§ Written problem:
In the listing that follows, retype every line from the first through the one containing "number; y: number;". Pictures are to be left out.

§ Given material:
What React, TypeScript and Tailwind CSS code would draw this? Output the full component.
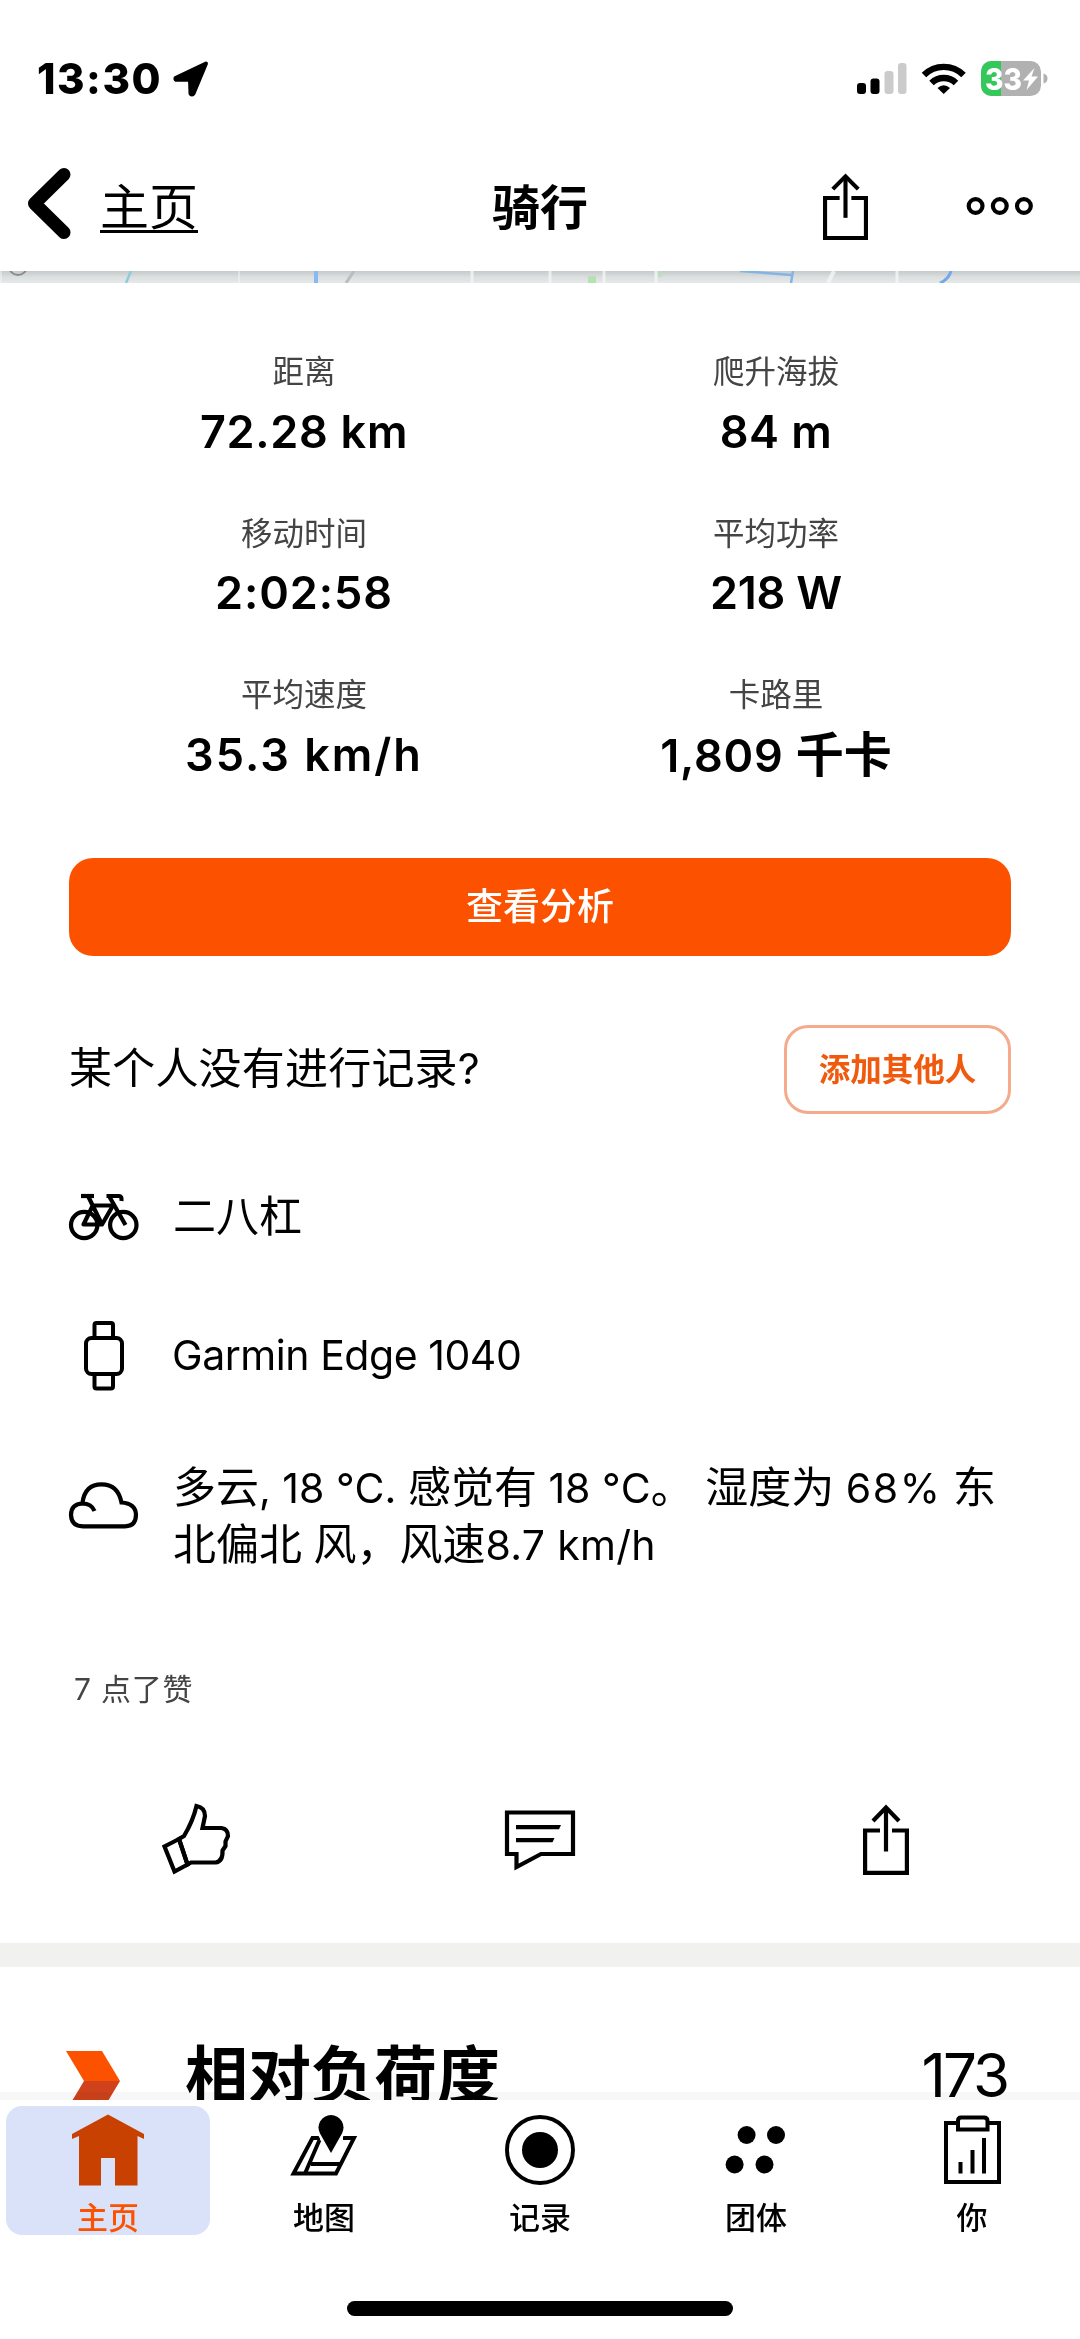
import React from "react";

type Box = { x: number; y: number; w: number; h: number };

function Glyph({ box, children, className = "" }: { box: Box; children: React.ReactNode; className?: string }) {
  return (
    <svg
      width={box.w}
      height={box.h}
      viewBox={`${box.x} ${box.y} ${box.w} ${box.h}`}
      className={`block shrink-0 ${className}`}
      fill="none"
      stroke="#000"
    >
      {children}
    </svg>
  );
}

function ShareIcon({ w = 46, h = 71 }: { w?: number; h?: number }) {
  return (
    <svg width={w} height={h} viewBox="0 0 46 71" className="block shrink-0" fill="none" stroke="#000" strokeWidth="4.200" preserveAspectRatio="none">
      <path d="M17 26.500H2.100V68.900H43.900V26.500H29" />
      <path d="M23 3V47.500" />
      <path d="M10 17L23 3.500L36 17" />
    </svg>
  );
}

const stats = [
  { label: "距离", value: "72.28 km", track: "tracking-[0.7px]" },
  { label: "爬升海拔", value: "84 m", track: "tracking-[0.5px]" },
  { label: "移动时间", value: "2:02:58", track: "tracking-[0.9px]" },
  { label: "平均功率", value: "218 W", track: "tracking-[-0.2px]" },
  { label: "平均速度", value: "35.3 km/h", track: "tracking-[2px]" },
  { label: "卡路里", value: "1,809 ", unit: "千卡", track: "tracking-[0.8px]" },
];

function StatusBar() {
  return (
    <div className="flex h-[110px] items-start pl-[37px] pr-[32px] pt-[51px]">
      <span className="w-[123px] text-[42px] font-extrabold leading-[56px] tracking-[1.5px]">13:30</span>
      <Glyph box={{ x: 172, y: 60, w: 38, h: 40 }} className="ml-3 mt-[9px]">
        <path d="M206 63.500L175.500 78Q175 79.800 177 79.800H190L190.500 93.500Q191.500 95.500 193.500 93.500Z" fill="#000" strokeWidth="4" strokeLinejoin="round" />
      </Glyph>
      <Glyph box={{ x: 856, y: 60, w: 192, h: 38 }} className="ml-auto mt-[9px]">
        <g stroke="none">
          <rect x="857" y="83" width="9" height="11" rx="3" fill="#000" />
          <rect x="870.500" y="78.500" width="9" height="15.500" rx="3" fill="#000" />
          <rect x="884.500" y="71" width="9" height="23" rx="3" fill="#cbcbcb" />
          <rect x="898" y="63" width="8.500" height="31" rx="3" fill="#cbcbcb" />
          <rect x="981" y="61" width="60" height="35" rx="10.500" fill="#b1b1b1" />
          <path d="M991.500 61H1001V96H991.500A10.500 10.500 0 0 1 981 85.500V71.500A10.500 10.500 0 0 1 991.500 61Z" fill="#34c759" />
          <path d="M1043.500 73.500Q1047.500 74.500 1047.500 78.500T1043.500 83.500Z" fill="#b1b1b1" />
          <path d="M1034.500 68L1023 80.500H1029L1026.500 90L1038 76.500H1031.500Z" fill="#fff" />
          <text x="985" y="90" fontSize="30" fontWeight="800" fontFamily="Inter" fill="#fff" textLength="37" lengthAdjust="spacingAndGlyphs">33</text>
        </g>
        <g strokeWidth="6.400">
          <path d="M924 75A28 28 0 0 1 963.500 75" />
          <path d="M931.500 83A17.500 17.500 0 0 1 956 83" />
        </g>
        <path d="M937.500 88Q943.700 82.500 950 88L943.700 94Z" fill="#000" stroke="none" />
      </Glyph>
    </div>
  );
}

function MapStrip() {
  return (
    <div className="h-[12px] bg-gradient-to-b from-[#c6c9c9] via-[#dcdfdf] to-[#e6e9e9]">
      <svg width="1080" height="12" viewBox="0 271 1080 12" className="block" fill="none">
        <circle cx="18" cy="266" r="9" stroke="#8b8b8b" strokeWidth="2" />
        <path d="M131 271L126 283" stroke="#8ecbdc" strokeWidth="2.500" />
        <path d="M316 271V283" stroke="#8ab8f2" strokeWidth="4" />
        <path d="M354 271L346 283" stroke="#b9bdbd" strokeWidth="3" />
        <path d="M1 271V283M239 271V283" stroke="#f6f7f7" strokeWidth="2" opacity=".5" />
        <path d="M472 271V283M550 271V283M604 271V283M656 271V283M897 271V283" stroke="#f6f7f7" strokeWidth="3" opacity=".75" />
        <path d="M834 271L828 283" stroke="#f6f7f7" strokeWidth="4" opacity=".75" />
        <rect x="588" y="276" width="8" height="7" fill="#b5e2b5" />
        <path d="M660 271V277" stroke="#b5e2b5" strokeWidth="3" />
        <path d="M740 271L792 275M793 271L791 283" stroke="#83b4e6" strokeWidth="2.500" />
        <path d="M951 271Q949 279 940 283" stroke="#6fa9ea" strokeWidth="3" />
      </svg>
    </div>
  );
}

function Header() {
  return (
    <div className="grid h-[161px] grid-cols-3 items-start">
      <div className="flex pl-[26px]">
        <Glyph box={{ x: 26, y: 166, w: 46, h: 76 }} className="mt-[56px]">
          <path d="M64 174.500L34.500 203.500L64 232.500" strokeWidth="13" strokeLinecap="round" strokeLinejoin="round" />
        </Glyph>
        <span className="ml-[28px] mt-[66px] inline-block h-[57px] border-b-[3px] border-black text-[49px] leading-[64px]">主页</span>
      </div>
      <h1 className="mt-[66px] text-center text-[48px] font-bold leading-[64px]">骑行</h1>
      <div className="flex justify-end pr-[46px] pt-[61px]">
        <div className="mr-[98px] mt-[2px]"><ShareIcon w={45} h={67} /></div>
        <Glyph box={{ x: 966, y: 196, w: 68, h: 20 }} className="mt-[25px]">
          <g strokeWidth="4.200">
            <circle cx="975.600" cy="206" r="6.900" />
            <circle cx="999.800" cy="206" r="6.900" />
            <circle cx="1023.900" cy="206" r="6.900" />
          </g>
        </Glyph>
      </div>
    </div>
  );
}

function BikeIcon() {
  return (
    <Glyph box={{ x: 68, y: 1192, w: 72, h: 50 }}>
      <g strokeWidth="4.200">
        <circle cx="84.200" cy="1225" r="13.200" />
        <circle cx="123.300" cy="1225" r="13.200" />
        <path d="M81 1196H94" />
        <path d="M88 1196L102 1224.500H83.500L93 1205M93 1205.500H113L102 1224.500" strokeLinejoin="round" />
        <path d="M125.500 1225L109 1196M106.500 1196H119Q122 1196 121.500 1201" />
      </g>
    </Glyph>
  );
}

function WatchIcon() {
  return (
    <Glyph box={{ x: 68, y: 1320, w: 72, h: 72 }}>
      <g strokeWidth="4">
        <rect x="86" y="1338" width="36" height="36" rx="5.500" />
        <path d="M94.500 1338V1325Q94.500 1323 96.500 1323H111Q113 1323 113 1325V1338" />
        <path d="M94.500 1374V1386.500Q94.500 1388.500 96.500 1388.500H111Q113 1388.500 113 1386.500V1374" />
      </g>
    </Glyph>
  );
}

function CloudIcon() {
  return (
    <Glyph box={{ x: 68, y: 1480, w: 72, h: 50 }}>
      <path d="M94.500 1511Q91.500 1503.500 82.500 1503.500Q71 1504 71 1515Q71.500 1526.300 83 1526.300H125Q136 1526.300 136 1514.500Q135.500 1503.500 121.500 1502.500Q118 1484.300 101.500 1484.300Q85 1484.300 82.500 1502.500" strokeWidth="4.200" />
    </Glyph>
  );
}

function Actions() {
  return (
    <div className="mt-[93px] flex h-[74px] items-start pl-[160px]">
      <Glyph box={{ x: 160, y: 1802, w: 72, h: 76 }}>
        <g strokeWidth="4.200" strokeLinejoin="miter">
          <path d="M179 1839L164.500 1846.500L174.500 1871.500L187.500 1864.500Z" />
          <path d="M179 1839L184 1836Q193 1821 196.500 1806Q205 1807.500 205 1816L202.500 1828H221.500Q228 1829 228 1836L225.500 1841.500L225.500 1846L222.500 1850.500Q223 1861.500 215.500 1862.500H191L187.500 1864.500Z" />
        </g>
      </Glyph>
      <Glyph box={{ x: 504, y: 1809, w: 72, h: 64 }} className="ml-[272px] mt-[7px]">
        <g strokeWidth="4.200">
          <path d="M507 1812.500H573V1854H541L516.500 1867V1854H507Z" />
        </g>
        <path d="M516 1825H561L559 1829.200H516ZM516 1838H554.500L552.500 1842.200H516Z" fill="#000" stroke="none" />
      </Glyph>
      <div className="ml-[287px] mt-[2px]"><ShareIcon /></div>
    </div>
  );
}

function TabBar() {
  const tab = "flex w-[216px] flex-col items-center text-[31px] font-medium leading-[40px]";
  return (
    <nav className="relative h-[239px] bg-white">
      <div className="absolute -top-2 left-0 h-2 w-full bg-[#f6f7f6] mix-blend-multiply" />
      <div className="flex">
        <div className="w-[216px] pl-[6px] pt-[6px]">
          <div className="flex h-[129px] w-[204px] flex-col items-center rounded-[16px] bg-[#d9e2f9] text-[31px] font-medium leading-[40px] text-[#fc5200]">
            <Glyph box={{ x: 71, y: 2114, w: 72, h: 72 }} className="mt-[8px]">
              <path d="M107 2114.500L143 2134V2139L136.500 2136V2185.500H114V2158H100V2185.500H78V2136L71 2139V2134Z" fill="#c84101" stroke="none" />
            </Glyph>
            <span className="mt-[12px]">主页</span>
          </div>
        </div>
        <div className={tab}>
          <Glyph box={{ x: 288, y: 2114, w: 72, h: 72 }} className="mt-[14px]">
            <path d="M320 2138H312.500L293.500 2173.500H336L354 2138H343" strokeWidth="3.900" />
            <path d="M319.500 2140L305 2173.500M311 2164H342" strokeWidth="3.900" />
            <path d="M331 2153L320 2133.500A12.500 12.500 0 1 1 342 2133.500Z" fill="#000" stroke="#fff" strokeWidth="5" paintOrder="stroke" />
          </Glyph>
          <span className="mt-[12px]">地图</span>
        </div>
        <div className={tab}>
          <Glyph box={{ x: 504, y: 2114, w: 72, h: 72 }} className="mt-[14px]">
            <circle cx="540" cy="2150" r="33" strokeWidth="3.900" />
            <circle cx="540" cy="2150" r="18" fill="#000" stroke="none" />
          </Glyph>
          <span className="mt-[12px]">记录</span>
        </div>
        <div className={tab}>
          <Glyph box={{ x: 720, y: 2114, w: 72, h: 72 }} className="mt-[14px]">
            <g fill="#000" stroke="none">
              <circle cx="746.600" cy="2135" r="9" />
              <circle cx="776" cy="2135" r="9" />
              <circle cx="734.600" cy="2164.500" r="9" />
              <circle cx="764.500" cy="2164.500" r="9" />
            </g>
          </Glyph>
          <span className="mt-[12px]">团体</span>
        </div>
        <div className={tab}>
          <Glyph box={{ x: 936, y: 2114, w: 72, h: 72 }} className="mt-[14px]">
            <g strokeWidth="4">
              <path d="M958 2123H946V2182H999V2123H988" />
              <path d="M958 2129.500V2121Q958 2117.500 961 2117.500H984Q987.500 2117.500 987.500 2121V2129.500Z" />
              <path d="M960.500 2173.500V2162M972.500 2173.500V2150M984 2173.500V2138" />
            </g>
          </Glyph>
          <span className="mt-[12px]">你</span>
        </div>
      </div>
      <div className="mx-auto mt-[63px] h-[15px] w-[386px] rounded-full bg-black" />
    </nav>
  );
}

function Weather() {
  const cjk = "text-[43px]";
  return (
    <div className="-mt-px whitespace-pre text-[41px] leading-[57px]">
      <div className="h-[57px]">
        <span className={cjk}>多云</span>, 18 °C. <span className={cjk}>感觉有</span> 18 °C<span className={cjk}>。</span> <span className={cjk}>湿度为</span>{" "}
        <span className="tracking-[1.6px]">68%</span> <span className={cjk}>东</span>
      </div>
      <div className="h-[57px]">
        <span className={cjk}>北偏北</span> <span className={cjk}>风，风速</span><span className="tracking-[0.3px]">8.7 km/h</span>
      </div>
    </div>
  );
}

export default function App() {
  return (
    <div className="flex h-[2339px] w-[1080px] flex-col overflow-hidden bg-white font-[Inter,'Noto_Sans_CJK_SC',sans-serif] text-black">
      <StatusBar />
      <Header />
      <main className="h-[1829px] overflow-hidden">
        <MapStrip />
        <section className="px-[69px] pt-[69px]">
          <div className="-mx-px grid grid-cols-2 gap-y-[54px]">
            {stats.map(({ label, value, unit, track }) => (
              <div key={label} className="flex flex-col items-center gap-[11.500px]">
                <span className="text-[31.500px] leading-[40px] text-[#444]">{label}</span>
                <span className={`h-[56px] whitespace-pre text-[45px] font-semibold leading-[56px] ${track}`}>
                  {value}
                  {unit && <span className="text-[48px] tracking-normal">{unit}</span>}
                </span>
              </div>
            ))}
          </div>
          <button className="mt-[75.500px] flex h-[98px] w-[942px] items-center justify-center rounded-[24px] bg-[#fc5200] text-[37px] font-medium leading-[50px] text-white">
            查看分析
          </button>
          <div className="mt-[69px] flex h-[89px] items-center justify-between">
            <span className="-mt-[3px] text-[43px] leading-[56px] tracking-[0.2px]">某个人没有进行记录?</span>
            <button className="h-[89px] w-[227px] rounded-[24px] border-[3px] border-[#f4ab8b] text-[31.500px] font-bold leading-[40px] text-[#f05a0e]">添加其他人</button>
          </div>
        </section>
        <section className="pl-[68px] pt-[78px]">
          <div className="flex h-[50px] items-start gap-[33px]">
            <BikeIcon />
            <span className="-mt-[4px] text-[43px] leading-[57px]">二八杠</span>
          </div>
          <div className="mt-[78px] flex items-start gap-[32px]">
            <WatchIcon />
            <span className="mt-[7px] text-[41px] leading-[57px] tracking-[-0.45px]">Garmin Edge 1040</span>
          </div>
          <div className="mt-[68px] flex items-start gap-[33px]">
            <div className="mt-[20px]"><CloudIcon /></div>
            <Weather />
          </div>
        </section>
        <div className="ml-[74px] mt-[96px] text-[30px] leading-[40px] tracking-[0.8px] text-[#444]">7 点了赞</div>
        <Actions />
        <div className="mt-[67px] h-[24px] bg-[#f1f1ef]" />
        <section className="flex items-start pl-[66px] pr-[73px]">
          <Glyph box={{ x: 66, y: 2051, w: 54, h: 80 }} className="mt-[84px]">
            <g stroke="none">
              <path d="M66 2051H102L120 2081H84Z" fill="#fc5200" />
              <path d="M84 2081H120L102 2111H66Z" fill="#d0421b" />
            </g>
          </Glyph>
          <h2 className="ml-[65px] mt-[66px] text-[63px] font-bold leading-[84px]">相对负荷度</h2>
          <span className="ml-auto mt-[66px] text-[60px] leading-[84px] tracking-[-3px]">173</span>
        </section>
      </main>
      <TabBar />
    </div>
  );
}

§ Answer below:
What React, TypeScript and Tailwind CSS code would draw this? Output the full component.
import React from "react";

type Box = { x: number; y: number; w: number; h: number };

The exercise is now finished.